(Web page code records)
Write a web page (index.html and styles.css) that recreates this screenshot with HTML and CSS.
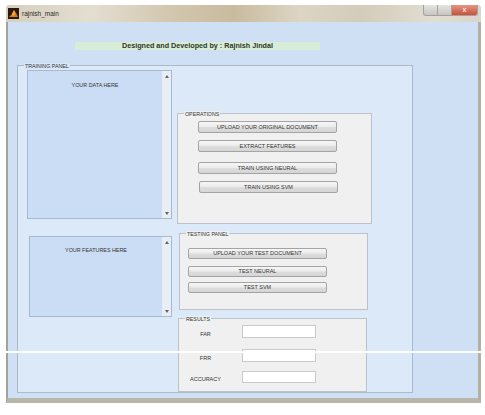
FILE: index.html
```html
<!DOCTYPE html>
<html lang="en">
<head>
  <meta charset="UTF-8" />
  <title>rajnish_main</title>
  <link rel="stylesheet" href="styles.css">
</head>
<body>
  <div class="window">
    <div class="titlebar">
      <svg class="app-icon" width="11" height="11" viewBox="0 0 11 11">
        <rect width="11" height="11" fill="#2a1a10"/>
        <path d="M1 9 L4 6 L6 2 L8 5 L10 9 Z" fill="#e07a18"/>
        <path d="M6 2 L7 6 L5 8 L4 6 Z" fill="#f6b040"/>
      </svg>
      <span class="title">rajnish_main</span>
      <div class="win-buttons">
        <span class="wbtn min"></span>
        <span class="wbtn max"></span>
        <span class="wbtn close">x</span>
      </div>
    </div>

    <div class="client">
      <div class="heading-bar">Designed and Developed by : Rajnish Jindal</div>

      <div class="panel training">
        <span class="panel-title">TRAINING PANEL</span>

        <div class="left-col">
          <div class="listbox data">
            <div class="list-text">YOUR DATA HERE</div>
            <div class="scroll">
              <svg width="4" height="3" viewBox="0 0 4 3"><path d="M0 3 L2 0 L4 3 Z" fill="#666"/></svg>
              <svg width="4" height="3" viewBox="0 0 4 3"><path d="M0 0 L4 0 L2 3 Z" fill="#666"/></svg>
            </div>
          </div>
          <div class="listbox features">
            <div class="list-text">YOUR FEATURES HERE</div>
            <div class="scroll">
              <svg width="4" height="3" viewBox="0 0 4 3"><path d="M0 3 L2 0 L4 3 Z" fill="#666"/></svg>
              <svg width="4" height="3" viewBox="0 0 4 3"><path d="M0 0 L4 0 L2 3 Z" fill="#666"/></svg>
            </div>
          </div>
        </div>

        <div class="right-col">
          <div class="panel gray ops">
            <span class="panel-title">OPERATIONS</span>
            <button class="btn ops-1">UPLOAD YOUR ORIGINAL DOCUMENT</button>
            <button class="btn ops-2">EXTRACT FEATURES</button>
            <button class="btn ops-3">TRAIN USING NEURAL</button>
            <button class="btn ops-4">TRAIN USING SVM</button>
          </div>

          <div class="panel gray testing">
            <span class="panel-title">TESTING PANEL</span>
            <button class="btn test-1">UPLOAD YOUR TEST DOCUMENT</button>
            <button class="btn test-2">TEST NEURAL</button>
            <button class="btn test-3">TEST SVM</button>
          </div>

          <div class="panel gray results">
            <span class="panel-title">RESULTS</span>
            <div class="result-row r1">
              <span class="result-label">FAR</span>
              <input class="result-input" type="text">
            </div>
            <div class="result-row r2">
              <span class="result-label">FRR</span>
              <input class="result-input" type="text">
            </div>
            <div class="result-row r3">
              <span class="result-label">ACCURACY</span>
              <input class="result-input" type="text">
            </div>
          </div>
        </div>
      </div>
    </div>
  </div>

  <!-- scan artifact across the screenshot -->
  <div class="scanline"></div>
</body>
</html>
```

FILE: styles.css
```css
body {
  margin: 0;
  width: 485px;
  height: 415px;
  overflow: hidden;
  background: #ffffff;
  font-family: "Liberation Sans", Arial, sans-serif;
  position: relative;
}

.window {
  margin: 5px 0 0 6px;
  width: 475px;
}

.titlebar {
  height: 17px;
  display: flex;
  align-items: center;
  border-radius: 3px 3px 0 0;
  background: linear-gradient(90deg, #d6cfbf 0%, #e4ded1 18%, #d2c6ae 35%, #c9bb9f 48%, #ddd5c4 62%, #d4ccba 75%, #e2ddd2 90%, #d9d5cc 100%);
}

.app-icon {
  margin-left: 2px;
}

.title {
  margin-left: 3px;
  font-size: 6.5px;
  color: #2a2a2a;
}

.win-buttons {
  margin-left: auto;
  margin-right: 3px;
  align-self: flex-start;
  display: flex;
}

.wbtn {
  height: 11px;
  box-sizing: border-box;
  border: 1px solid #a4a29c;
  border-top: none;
}

.wbtn.min {
  width: 15px;
  border-radius: 0 0 0 3px;
  background: linear-gradient(#e6e4df, #c8c6c0);
}

.wbtn.max {
  width: 14px;
  border-left: none;
  background: linear-gradient(#e6e4df, #c8c6c0);
}

.wbtn.close {
  width: 26px;
  border-left: none;
  border-radius: 0 0 3px 0;
  background: linear-gradient(#e39684, #cc5038);
  color: #f4e8e4;
  font-size: 7px;
  font-weight: bold;
  text-align: center;
  line-height: 9px;
}

.client {
  height: 376px;
  background: #cfe0f5;
  border-left: 2px solid #a3a39a;
  border-right: 3px solid #b2b0a6;
  border-bottom: 5px solid #b9b7ab;
  display: flex;
  flex-direction: column;
  align-items: flex-start;
}

.heading-bar {
  margin: 20px 0 0 67px;
  width: 245px;
  height: 8px;
  background: #d9ecd7;
  font-size: 7.2px;
  font-weight: bold;
  line-height: 8px;
  text-align: center;
  color: #2c382c;
}

.panel {
  position: relative;
  box-sizing: border-box;
  border: 1px solid #adb9c8;
}

.panel-title {
  position: absolute;
  top: -3px;
  left: 6px;
  padding: 0 1px;
  font-size: 5.3px;
  line-height: 6px;
  color: #333333;
}

.training {
  margin: 15px 0 0 9px;
  width: 396px;
  height: 328px;
  background: #dce9f8;
  display: flex;
  align-items: flex-start;
}

.training > .panel-title {
  background: #d6e5f7;
}

.left-col {
  margin-left: 9px;
  width: 145px;
  display: flex;
  flex-direction: column;
}

.listbox {
  box-sizing: border-box;
  border: 1px solid #a9b8cb;
  background: #cbddf4;
  display: flex;
}

.listbox.data {
  margin-top: 4px;
  height: 149px;
}

.listbox.features {
  margin: 17px 0 0 2px;
  width: 143px;
  height: 81px;
}

.list-text {
  flex: 1;
  text-align: center;
  font-size: 5.4px;
  line-height: 6px;
  color: #333333;
}

.data .list-text {
  padding-top: 11px;
}

.features .list-text {
  padding-top: 10px;
}

.scroll {
  width: 9px;
  background: #e9eef5;
  display: flex;
  flex-direction: column;
  justify-content: space-between;
  align-items: center;
  padding: 4px 0 3px;
}

.right-col {
  margin-left: 5px;
  display: flex;
  flex-direction: column;
  align-items: flex-start;
}

.panel.gray {
  background: #f0f0f0;
  border-color: #bcc2ca;
  display: flex;
  flex-direction: column;
  align-items: flex-start;
}

.gray .panel-title {
  background: #f0f0f0;
}

.ops {
  margin-top: 47px;
  width: 195px;
  height: 111px;
}

.testing {
  margin: 9px 0 0 2px;
  width: 189px;
  height: 77px;
}

.results {
  margin: 8px 0 0 1px;
  width: 189px;
  height: 74px;
}

.btn {
  box-sizing: border-box;
  width: 139px;
  height: 12px;
  padding: 0;
  border: 1px solid #a4a4a4;
  border-radius: 2px;
  background: linear-gradient(#f6f6f6 0%, #ececec 45%, #dddddd 55%, #d5d5d5 100%);
  font-family: "Liberation Sans", Arial, sans-serif;
  font-size: 5.5px;
  color: #333333;
  line-height: 10px;
}

.ops-1 { margin: 7px 0 0 20px; }
.ops-2 { margin: 7px 0 0 20px; }
.ops-3 { margin: 10px 0 0 20px; }
.ops-4 { margin: 7px 0 0 21px; }

.testing .btn {
  height: 11px;
  line-height: 9px;
  margin-left: 8px;
}

.test-1 { margin-top: 14px; }
.test-2 { margin-top: 7px; }
.test-3 { margin-top: 5px; }

.result-row {
  display: flex;
  margin-left: 6px;
}

.r1 { margin-top: 6px; height: 13px; }
.r2 { margin-top: 11px; height: 13px; }
.r3 { margin-top: 9px; height: 12px; }

.result-label {
  width: 41px;
  align-self: flex-end;
  text-align: center;
  font-size: 5.5px;
  line-height: 8px;
  color: #333333;
}

.result-input {
  box-sizing: border-box;
  margin: 0 0 0 16px;
  width: 74px;
  height: 100%;
  padding: 0;
  border: 1px solid #cacaca;
  background: #ffffff;
}

.scanline {
  position: absolute;
  top: 351px;
  left: 5px;
  width: 477px;
  height: 2px;
  background: #ffffff;
}
```
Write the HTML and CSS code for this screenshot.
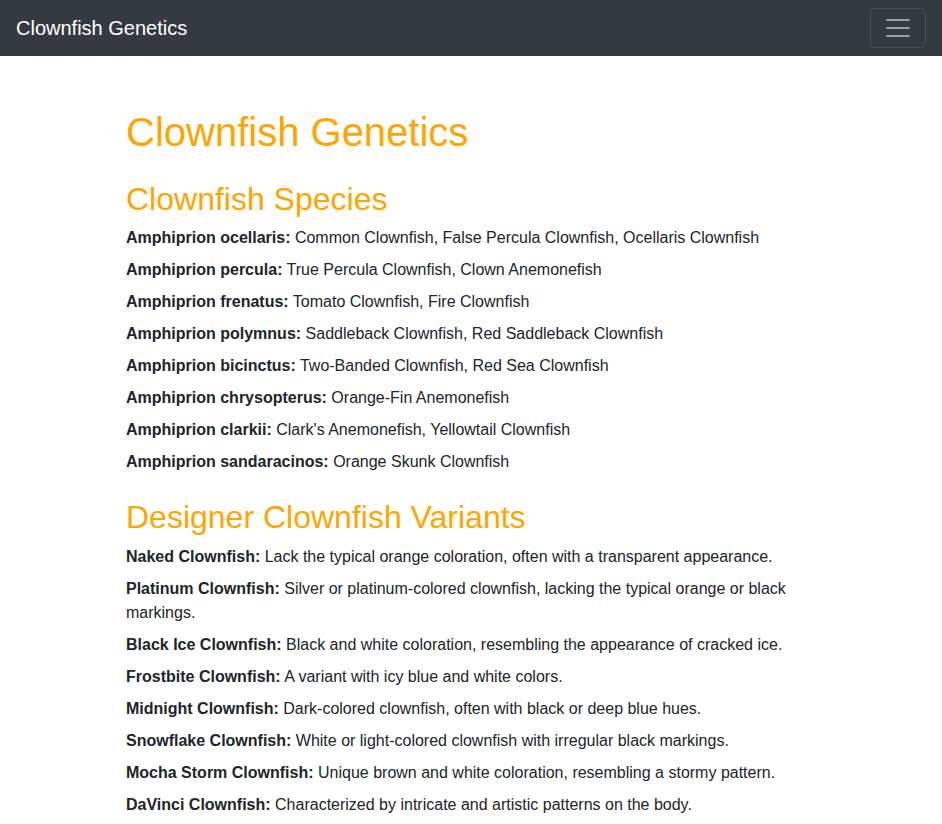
FILE: index.html
```html
<!DOCTYPE html>
<html lang="en">
<head>
  <meta charset="UTF-8" />
  <meta name="viewport" content="width=device-width, initial-scale=1.0"/>
  <title>Clownfish Genetics</title>
  <link rel="stylesheet" href="styles.css">
</head>
<body>

  <nav class="navbar">
    <a class="brand" href="#">Clownfish Genetics</a>
    <button class="toggler" type="button" aria-label="Toggle navigation">
      <svg width="30" height="30" viewBox="0 0 30 30">
        <path stroke="rgba(255,255,255,0.5)" stroke-linecap="round" stroke-miterlimit="10" stroke-width="2" d="M4 7h22M4 15h22M4 23h22"/>
      </svg>
    </button>
  </nav>

  <div class="container">
    <h1>Clownfish Genetics</h1>

    <!-- Species -->
    <section>
      <h2>Clownfish Species</h2>
      <p><strong>Amphiprion ocellaris:</strong> Common Clownfish, False Percula Clownfish, Ocellaris Clownfish</p>
      <p><strong>Amphiprion percula:</strong> True Percula Clownfish, Clown Anemonefish</p>
      <p><strong>Amphiprion frenatus:</strong> Tomato Clownfish, Fire Clownfish</p>
      <p><strong>Amphiprion polymnus:</strong> Saddleback Clownfish, Red Saddleback Clownfish</p>
      <p><strong>Amphiprion bicinctus:</strong> Two-Banded Clownfish, Red Sea Clownfish</p>
      <p><strong>Amphiprion chrysopterus:</strong> Orange-Fin Anemonefish</p>
      <p><strong>Amphiprion clarkii:</strong> Clark's Anemonefish, Yellowtail Clownfish</p>
      <p><strong>Amphiprion sandaracinos:</strong> Orange Skunk Clownfish</p>
    </section>

    <!-- Designer variants -->
    <section>
      <h2>Designer Clownfish Variants</h2>
      <p><strong>Naked Clownfish:</strong> Lack the typical orange coloration, often with a transparent appearance.</p>
      <p><strong>Platinum Clownfish:</strong> Silver or platinum-colored clownfish, lacking the typical orange or black markings.</p>
      <p><strong>Black Ice Clownfish:</strong> Black and white coloration, resembling the appearance of cracked ice.</p>
      <p><strong>Frostbite Clownfish:</strong> A variant with icy blue and white colors.</p>
      <p><strong>Midnight Clownfish:</strong> Dark-colored clownfish, often with black or deep blue hues.</p>
      <p><strong>Snowflake Clownfish:</strong> White or light-colored clownfish with irregular black markings.</p>
      <p><strong>Mocha Storm Clownfish:</strong> Unique brown and white coloration, resembling a stormy pattern.</p>
      <p><strong>DaVinci Clownfish:</strong> Characterized by intricate and artistic patterns on the body.</p>
    </section>
  </div>

</body>
</html>
```

FILE: styles.css
```css
* {
  box-sizing: border-box;
}

body {
  margin: 0;
  font-family: 'Liberation Sans', Arial, sans-serif;
  font-size: 16px;
  line-height: 1.5;
  color: #212529;
  background: #fff;
}

.navbar {
  display: flex;
  justify-content: space-between;
  align-items: center;
  padding: 8px 16px;
  background: #343a40;
}

.brand {
  color: #fff;
  font-size: 20px;
  line-height: 30px;
  text-decoration: none;
  padding: 5px 0;
}

.toggler {
  display: flex;
  padding: 4px 12px;
  background: transparent;
  border: 1px solid rgba(255,255,255,0.1);
  border-radius: 4px;
  cursor: pointer;
}

.container {
  max-width: 720px;
  margin: 52px auto 0;
  padding: 0 15px;
}

h1, h2 {
  color: #ffa500;
  font-weight: 500;
  line-height: 1.2;
  margin: 0 0 8px;
}

h1 {
  font-size: 40px;
}

h2 {
  font-size: 32px;
}

section {
  margin-top: 24px;
}

p {
  margin: 0 0 8px;
}

strong {
  font-weight: bold;
}
```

The exercise: Which lines hold the word "screenshot"? Return all of them from the records above.

Task output:
Write a web page (index.html and styles.css) that recreates this screenshot with HTML and CSS.
  <!-- scan artifact across the screenshot -->
Write the HTML and CSS code for this screenshot.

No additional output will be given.